- [Raw data]
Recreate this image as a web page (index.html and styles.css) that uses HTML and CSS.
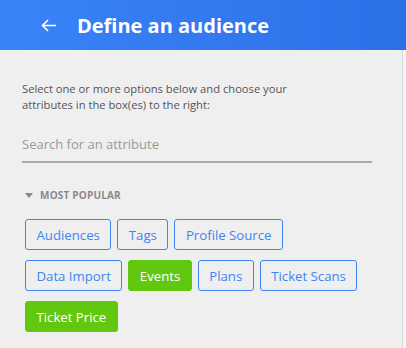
FILE: index.html
```html
<!DOCTYPE html>
<html lang="en">
<head>
    <meta charset="UTF-8">
    <meta name="viewport" content="width=device-width, initial-scale=1.0">
    <title>Define an audience</title>
    <link rel="stylesheet" href="styles.css">
</head>
<body>
    <div class="panel">
        <header class="topbar">
            <span class="back">
                <svg width="16" height="13" viewBox="0 0 16 13">
                    <path d="M15 6.5H1.5M7 1L1.5 6.5L7 12" fill="none" stroke="#fff" stroke-width="1.6"/>
                </svg>
            </span>
            <h1>Define an audience</h1>
        </header>

        <div class="content">
            <p class="intro">Select one or more options below and choose your<br>attributes in the box(es) to the right:</p>

            <input type="text" class="search" placeholder="Search for an attribute">

            <div class="section-title">
                <span class="caret"></span>
                MOST POPULAR
            </div>

            <div class="options">
                <button class="option">Audiences</button>
                <button class="option">Tags</button>
                <button class="option">Profile Source</button>
                <button class="option">Data Import</button>
                <button class="option selected">Events</button>
                <button class="option">Plans</button>
                <button class="option">Ticket Scans</button>
                <button class="option selected">Ticket Price</button>
            </div>
        </div>
    </div>
</body>
</html>
```

FILE: styles.css
```css
body {
    font-family: "Open Sans", sans-serif;
    background-color: #f4f4f4;
    margin: 0;
    padding: 0;
}

.panel {
    width: 402px;
    height: 348px;
    background-color: #efefef;
    border-right: 1px solid #d8d8d8;
}

.topbar {
    display: flex;
    align-items: center;
    height: 50px;
    width: 406px;
    padding-left: 41px;
    box-sizing: border-box;
    background: linear-gradient(90deg, #3a83f8, #2c70e8);
}

.back {
    display: flex;
    width: 16px;
    margin-right: 20px;
}

.topbar h1 {
    margin: 0;
    color: white;
    font-size: 20px;
    font-weight: bold;
}

.content {
    padding: 31px 30px 0 22px;
}

.intro {
    margin: 0;
    font-size: 11.2px;
    line-height: 16px;
    color: #555;
}

.search {
    display: block;
    width: 350px;
    margin-top: 17px;
    padding: 5px 0 8px;
    border: none;
    border-bottom: 2px solid #aaa;
    background: transparent;
    font-family: inherit;
    font-size: 13px;
    color: #444;
    outline: none;
}

.search::placeholder {
    color: #999;
}

.section-title {
    display: flex;
    align-items: center;
    margin-top: 25px;
    padding-left: 3px;
    font-size: 10px;
    font-weight: bold;
    color: #8a8a8a;
    letter-spacing: 0.2px;
}

.caret {
    width: 0;
    height: 0;
    border-left: 4px solid transparent;
    border-right: 4px solid transparent;
    border-top: 5px solid #888;
    margin-right: 7px;
}

.options {
    display: flex;
    flex-wrap: wrap;
    gap: 10px 6px;
    margin-top: 17px;
    padding-left: 3px;
    width: 340px;
}

.option {
    height: 31px;
    padding: 0 10.5px;
    border: 1px solid #3d85f5;
    border-radius: 3px;
    background: transparent;
    color: #3d85f5;
    font-family: inherit;
    font-size: 13.2px;
    cursor: pointer;
}

.option.selected {
    background-color: #62c70f;
    border-color: #62c70f;
    color: white;
}
```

- [Directive]
Without including any pictures, reproduce the listing exactly.

- [Completed exercise]
Recreate this image as a web page (index.html and styles.css) that uses HTML and CSS.
FILE: index.html
```html
<!DOCTYPE html>
<html lang="en">
<head>
    <meta charset="UTF-8">
    <meta name="viewport" content="width=device-width, initial-scale=1.0">
    <title>Define an audience</title>
    <link rel="stylesheet" href="styles.css">
</head>
<body>
    <div class="panel">
        <header class="topbar">
            <span class="back">
                <svg width="16" height="13" viewBox="0 0 16 13">
                    <path d="M15 6.5H1.5M7 1L1.5 6.5L7 12" fill="none" stroke="#fff" stroke-width="1.6"/>
                </svg>
            </span>
            <h1>Define an audience</h1>
        </header>

        <div class="content">
            <p class="intro">Select one or more options below and choose your<br>attributes in the box(es) to the right:</p>

            <input type="text" class="search" placeholder="Search for an attribute">

            <div class="section-title">
                <span class="caret"></span>
                MOST POPULAR
            </div>

            <div class="options">
                <button class="option">Audiences</button>
                <button class="option">Tags</button>
                <button class="option">Profile Source</button>
                <button class="option">Data Import</button>
                <button class="option selected">Events</button>
                <button class="option">Plans</button>
                <button class="option">Ticket Scans</button>
                <button class="option selected">Ticket Price</button>
            </div>
        </div>
    </div>
</body>
</html>
```

FILE: styles.css
```css
body {
    font-family: "Open Sans", sans-serif;
    background-color: #f4f4f4;
    margin: 0;
    padding: 0;
}

.panel {
    width: 402px;
    height: 348px;
    background-color: #efefef;
    border-right: 1px solid #d8d8d8;
}

.topbar {
    display: flex;
    align-items: center;
    height: 50px;
    width: 406px;
    padding-left: 41px;
    box-sizing: border-box;
    background: linear-gradient(90deg, #3a83f8, #2c70e8);
}

.back {
    display: flex;
    width: 16px;
    margin-right: 20px;
}

.topbar h1 {
    margin: 0;
    color: white;
    font-size: 20px;
    font-weight: bold;
}

.content {
    padding: 31px 30px 0 22px;
}

.intro {
    margin: 0;
    font-size: 11.2px;
    line-height: 16px;
    color: #555;
}

.search {
    display: block;
    width: 350px;
    margin-top: 17px;
    padding: 5px 0 8px;
    border: none;
    border-bottom: 2px solid #aaa;
    background: transparent;
    font-family: inherit;
    font-size: 13px;
    color: #444;
    outline: none;
}

.search::placeholder {
    color: #999;
}

.section-title {
    display: flex;
    align-items: center;
    margin-top: 25px;
    padding-left: 3px;
    font-size: 10px;
    font-weight: bold;
    color: #8a8a8a;
    letter-spacing: 0.2px;
}

.caret {
    width: 0;
    height: 0;
    border-left: 4px solid transparent;
    border-right: 4px solid transparent;
    border-top: 5px solid #888;
    margin-right: 7px;
}

.options {
    display: flex;
    flex-wrap: wrap;
    gap: 10px 6px;
    margin-top: 17px;
    padding-left: 3px;
    width: 340px;
}

.option {
    height: 31px;
    padding: 0 10.5px;
    border: 1px solid #3d85f5;
    border-radius: 3px;
    background: transparent;
    color: #3d85f5;
    font-family: inherit;
    font-size: 13.2px;
    cursor: pointer;
}

.option.selected {
    background-color: #62c70f;
    border-color: #62c70f;
    color: white;
}
```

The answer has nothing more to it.